Adams concludes by saying that success is about creating and maintaining systems that will increase your chances of success. Focusing on making customers happy, rather than increasing profits is an example he uses. And he pretty much stops right there. He doesn’t offer any thoughts on how to do that, or how to create any other systems to increase success.

So, if I were a passionless slacker who read this article and slide show, I could get to the end of it, sit well back in my chair, and say “See! Goals are for losers, man. That’s just the establishment trying to keep me down. It’s all BS! All I need is a good system, man.” And then I could let my mind wander to the next article on the internet that holds my limited attention for a few moments longer. Or, I could go off and read some comic strips. And, I would get myself exactly nowhere.

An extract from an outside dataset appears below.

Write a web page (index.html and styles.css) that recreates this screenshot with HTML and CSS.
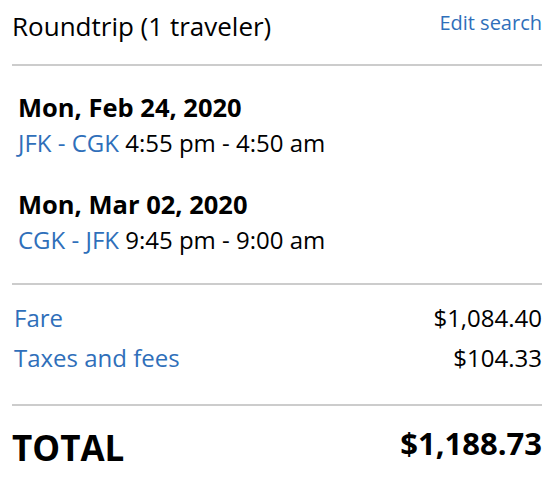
FILE: index.html
```html
<!DOCTYPE html>
<html lang="en">
<head>
    <meta charset="UTF-8">
    <meta name="viewport" content="width=device-width, initial-scale=1.0">
    <title>Trip Summary</title>
    <link rel="stylesheet" href="styles.css">
</head>
<body>
    <div class="summary">
        <div class="summary-header">
            <span class="trip-type">Roundtrip (1 traveler)</span>
            <a class="edit-link" href="#">Edit search</a>
        </div>

        <div class="flights">
            <div class="flight">
                <div class="flight-date">Mon, Feb 24, 2020</div>
                <div class="flight-info"><span class="route">JFK - CGK</span> 4:55 pm - 4:50 am</div>
            </div>
            <div class="flight">
                <div class="flight-date">Mon, Mar 02, 2020</div>
                <div class="flight-info"><span class="route">CGK - JFK</span> 9:45 pm - 9:00 am</div>
            </div>
        </div>

        <div class="prices">
            <div class="price-row">
                <span class="price-label">Fare</span>
                <span>$1,084.40</span>
            </div>
            <div class="price-row">
                <span class="price-label">Taxes and fees</span>
                <span>$104.33</span>
            </div>
        </div>

        <div class="total-row">
            <span class="total-label">TOTAL</span>
            <span class="total-amount">$1,188.73</span>
        </div>
    </div>
</body>
</html>
```

FILE: styles.css
```css
body {
    margin: 0;
    font-family: "Open Sans", Arial, sans-serif;
    color: #000;
    background: #fff;
}
.summary {
    padding: 0 14px 0 12px;
}
.summary-header {
    display: flex;
    justify-content: space-between;
    align-items: flex-start;
    padding-top: 8px;
    height: 56px;
    border-bottom: 2px solid #cccccc;
}
.trip-type {
    font-size: 26px;
    line-height: 36px;
}
.edit-link {
    font-size: 20px;
    line-height: 30px;
    color: #2f6fba;
    text-decoration: none;
}
.flights {
    padding: 23px 0 25px 6px;
    border-bottom: 2px solid #cccccc;
}
.flight + .flight {
    margin-top: 25px;
}
.flight-date {
    font-size: 25.5px;
    font-weight: 700;
    line-height: 36px;
}
.flight-info {
    font-size: 24px;
    line-height: 36px;
}
.route {
    color: #2f6fba;
}
.prices {
    padding: 13px 0 26px 2px;
    border-bottom: 2px solid #cccccc;
}
.price-row {
    display: flex;
    justify-content: space-between;
    font-size: 24px;
    line-height: 40px;
}
.price-label {
    color: #2f6fba;
}
.total-row {
    display: flex;
    justify-content: space-between;
    align-items: flex-start;
    padding-top: 18px;
    font-weight: 700;
}
.total-label {
    font-size: 35px;
    line-height: 48px;
}
.total-amount {
    font-size: 31px;
    line-height: 38px;
}
```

In the meantime, Scott Adams would be off somewhere cashing his check for his “wisdom”, and then he would likely set out, with great passion in his heart, to continue working hard at his career. He would continue to apply his enthusiasm to his talent and continue to create a product that is worthy of publication. I would bet good money that he’d even have some to do lists, and some short term goals to help keep himself on track along the way. Wait? What am I suggesting? Am I saying that Scott Adams might have passion and goals?

If you are looking for more depth on his views on passion and success, you can find them here. The interview is helping to promote his book on how to be successful. His theme is that passion isn’t important. Yet, when I read his answers, I see a person who had quite a lot of passion and enthusiasm. But, that’s just my opinion.

Today my reflection is on the value of passion and goals in life. Neither represent the sole keys to success, but without them I become nothing more than an aimless, dispassionate wanderer in life. And that is most certainly not who I want to be.